Fin dalla tenera infanzia, Giovanni Bosco si esercitava nel correre, arrampicarsi sugli alberi, fare capriole e salti, eseguire trazioni e acrobazie. Si trattava senza dubbio di uno sfogo naturale al suo bisogno di movimento. Ma nelle sue Memorie ricorda soprattutto il piacere dello spettacolo, la camminata alla fune, le salite sull’albero della cuccagna, la vittoria nella corsa… In breve, il successo che gli procurava gioia e gli permetteva di distinguersi nel piccolo mondo che lo circondava.
Ma che dire degli anni della maturità, quando a Valdocco allenava bande di adolescenti grossolani, in cerca di divertimento e sovraccarichi di energia?
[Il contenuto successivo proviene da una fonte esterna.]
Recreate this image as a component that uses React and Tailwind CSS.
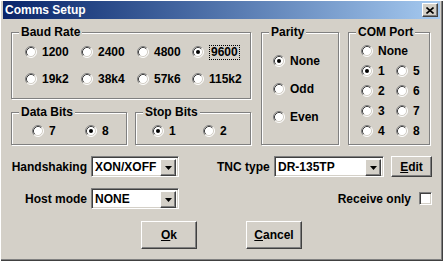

C’era lo sport a Valdocco?
Fino alla fine del XIX secolo, nelle scuole e nei circoli italiani non esisteva uno sport organizzato come il calcio, anche se ragazzi e adulti giocavano per le strada con un pallone, seguendo diverse regole: calciandola, lanciandola con le mani, colpendola… A poco a poco, però, si cominciò a giocare secondo regole fisse e comuni, che favorivano la promozione di competizioni tra scuole e club.
Da Don Bosco non si trattava di sport organizzato, ma di gioco fisico in generale: sbarra, corsa con i sacchi, salto in lungo… La differenza è che il gioco è un’attività aperta a tutti, mentre lo sport è rivolto a piccoli gruppi di giovani con una certa abilità. Don Bosco, cioè, utilizzava i giochi fisici e la ginnastica come strumento educativo.
Il gioco è indispensabile
Il concetto di gioco di Don Bosco era innovativo, perché riconoscendone l’utilità, ne vedeva la necessità per lo sviluppo integrale dei giovani. Il gioco è essenziale per la crescita di un ragazzo, perché lo aiuta a dirigere le sue energie e i suoi impulsi, a controllare la sua forza e ad acquisire un migliore senso di sé attraverso la competizione con gli altri, favorendo il contatto e l’interazione.
Don Bosco voleva un grande cortile per far giocare un gran numero di giovani. La sua idea di ricreazione era insolita per il suo tempo, perché all’epoca ci si accontentava di un piccolo giardino dove camminare in piccoli gruppi a chiacchierare. Ma per lui non bastava: Don Bosco voleva il movimento, l’attività fisica intensa, sebbene certamente non pericolosa.
Anche gli educatori vi partecipano attivamente, ma senza abbandonare il loro ruolo di supervisione. Per Don Bosco era ben chiaro che così non perdevano la loro dignità, ma, al contrario, guadagnavano l’amicizia e la fiducia dei giovani. Era convinto che questo desse forza alla loro presenza. Lui stesso si divertiva a partecipare ai giochi il più possibile e continuava a guidarli. Incoraggiava uno, invitava un altro, coglieva l’occasione per lasciare un avvertimento o inserire una parola di simpatia verso questo o quel giovane.
Per Don Bosco il gioco è un grande strumento per scacciare la tristezza e i pensieri cattivi ed evitava i disturbi associati all’ozio e alla noia: crea un clima di divertimento, allegria e gioia, che egli considerava un prerequisito per l’educazione. Ed egli lo sapeva bene, avendo sperimentato questa gioia da bambino, quando le acrobazie e le prodezze fisiche diventavano uno spettacolo che riempiva gli occhi e commuoveva le menti e i cuori.